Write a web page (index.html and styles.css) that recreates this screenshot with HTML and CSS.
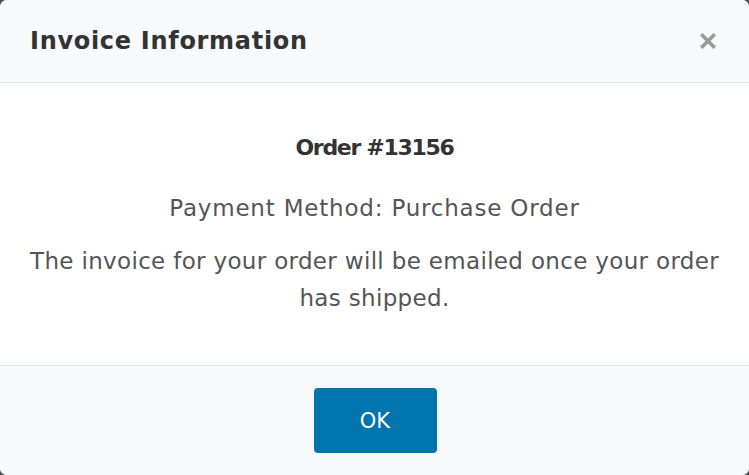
FILE: index.html
```html
<!DOCTYPE html>
<html lang="en">
<head>
<meta charset="utf-8">
<title>Invoice Information</title>
<link rel="stylesheet" href="styles.css">
</head>
<body>
<div class="modal">
  <div class="modal-header">
    <h1 class="modal-title">Invoice Information</h1>
    <button class="close" aria-label="Close">
      <svg width="16" height="16" viewBox="0 0 16 16"><path d="M2.5 2.5 L13.5 13.5 M13.5 2.5 L2.5 13.5" stroke="#9a9a9a" stroke-width="3.6" stroke-linecap="square"/></svg>
    </button>
  </div>
  <div class="modal-body">
    <p class="order">Order #13156</p>
    <p class="method">Payment Method: Purchase Order</p>
    <p class="note">The invoice for your order will be emailed once your order has shipped.</p>
  </div>
  <div class="modal-footer">
    <button class="btn-ok">OK</button>
  </div>
</div>
</body>
</html>
```
FILE: styles.css
```css
html, body {
  margin: 0;
  padding: 0;
  height: 100%;
}
body {
  background: #4d4d4d;
  font-family: "DejaVu Sans", "Noto Sans", sans-serif;
}
.modal {
  width: 749px;
  height: 475px;
  background: #ffffff;
  border-radius: 7px;
  overflow: hidden;
  display: flex;
  flex-direction: column;
}
.modal-header {
  height: 83px;
  box-sizing: border-box;
  background: #f8f9fa;
  border-bottom: 1px solid #dee2e6;
  display: flex;
  align-items: center;
  justify-content: space-between;
  padding: 0 33px 0 30px;
  flex: none;
}
.modal-title {
  margin: 0;
  font-size: 24px;
  letter-spacing: 0.7px;
  font-weight: bold;
  color: #333333;
  padding-bottom: 1px;
}
.close {
  background: none;
  border: 0;
  padding: 0;
  width: 16px;
  height: 16px;
  display: flex;
}
.modal-body {
  flex: 1;
  text-align: center;
  padding: 47px 16px 0;
  color: #555555;
}
.modal-body p {
  margin: 0;
}
.order {
  font-size: 22px;
  letter-spacing: -1.3px;
  font-weight: bold;
  color: #333333;
  line-height: 36px;
}
.method {
  margin-top: 24px !important;
  font-size: 23px;
  letter-spacing: 0.8px;
  line-height: 36px;
}
.note {
  margin-top: 17px !important;
  font-size: 23px;
  letter-spacing: 0.33px;
  line-height: 37px;
}
.modal-footer {
  height: 110px;
  box-sizing: border-box;
  flex: none;
  background: #f8f9fa;
  border-top: 1px solid #dee2e6;
  display: flex;
  align-items: center;
  justify-content: center;
}
.btn-ok {
  width: 123px;
  height: 65px;
  background: #0074ad;
  color: #ffffff;
  border: 0;
  border-radius: 4px;
  font-family: inherit;
  font-size: 21px;
  margin-left: 1px;
}
```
============
Repeat the data exactly, dropping every picture it holds.

Write a web page (index.html and styles.css) that recreates this screenshot with HTML and CSS.
FILE: index.html
```html
<!DOCTYPE html>
<html lang="en">
<head>
<meta charset="utf-8">
<title>Invoice Information</title>
<link rel="stylesheet" href="styles.css">
</head>
<body>
<div class="modal">
  <div class="modal-header">
    <h1 class="modal-title">Invoice Information</h1>
    <button class="close" aria-label="Close">
      <svg width="16" height="16" viewBox="0 0 16 16"><path d="M2.5 2.5 L13.5 13.5 M13.5 2.5 L2.5 13.5" stroke="#9a9a9a" stroke-width="3.6" stroke-linecap="square"/></svg>
    </button>
  </div>
  <div class="modal-body">
    <p class="order">Order #13156</p>
    <p class="method">Payment Method: Purchase Order</p>
    <p class="note">The invoice for your order will be emailed once your order has shipped.</p>
  </div>
  <div class="modal-footer">
    <button class="btn-ok">OK</button>
  </div>
</div>
</body>
</html>
```
FILE: styles.css
```css
html, body {
  margin: 0;
  padding: 0;
  height: 100%;
}
body {
  background: #4d4d4d;
  font-family: "DejaVu Sans", "Noto Sans", sans-serif;
}
.modal {
  width: 749px;
  height: 475px;
  background: #ffffff;
  border-radius: 7px;
  overflow: hidden;
  display: flex;
  flex-direction: column;
}
.modal-header {
  height: 83px;
  box-sizing: border-box;
  background: #f8f9fa;
  border-bottom: 1px solid #dee2e6;
  display: flex;
  align-items: center;
  justify-content: space-between;
  padding: 0 33px 0 30px;
  flex: none;
}
.modal-title {
  margin: 0;
  font-size: 24px;
  letter-spacing: 0.7px;
  font-weight: bold;
  color: #333333;
  padding-bottom: 1px;
}
.close {
  background: none;
  border: 0;
  padding: 0;
  width: 16px;
  height: 16px;
  display: flex;
}
.modal-body {
  flex: 1;
  text-align: center;
  padding: 47px 16px 0;
  color: #555555;
}
.modal-body p {
  margin: 0;
}
.order {
  font-size: 22px;
  letter-spacing: -1.3px;
  font-weight: bold;
  color: #333333;
  line-height: 36px;
}
.method {
  margin-top: 24px !important;
  font-size: 23px;
  letter-spacing: 0.8px;
  line-height: 36px;
}
.note {
  margin-top: 17px !important;
  font-size: 23px;
  letter-spacing: 0.33px;
  line-height: 37px;
}
.modal-footer {
  height: 110px;
  box-sizing: border-box;
  flex: none;
  background: #f8f9fa;
  border-top: 1px solid #dee2e6;
  display: flex;
  align-items: center;
  justify-content: center;
}
.btn-ok {
  width: 123px;
  height: 65px;
  background: #0074ad;
  color: #ffffff;
  border: 0;
  border-radius: 4px;
  font-family: inherit;
  font-size: 21px;
  margin-left: 1px;
}
```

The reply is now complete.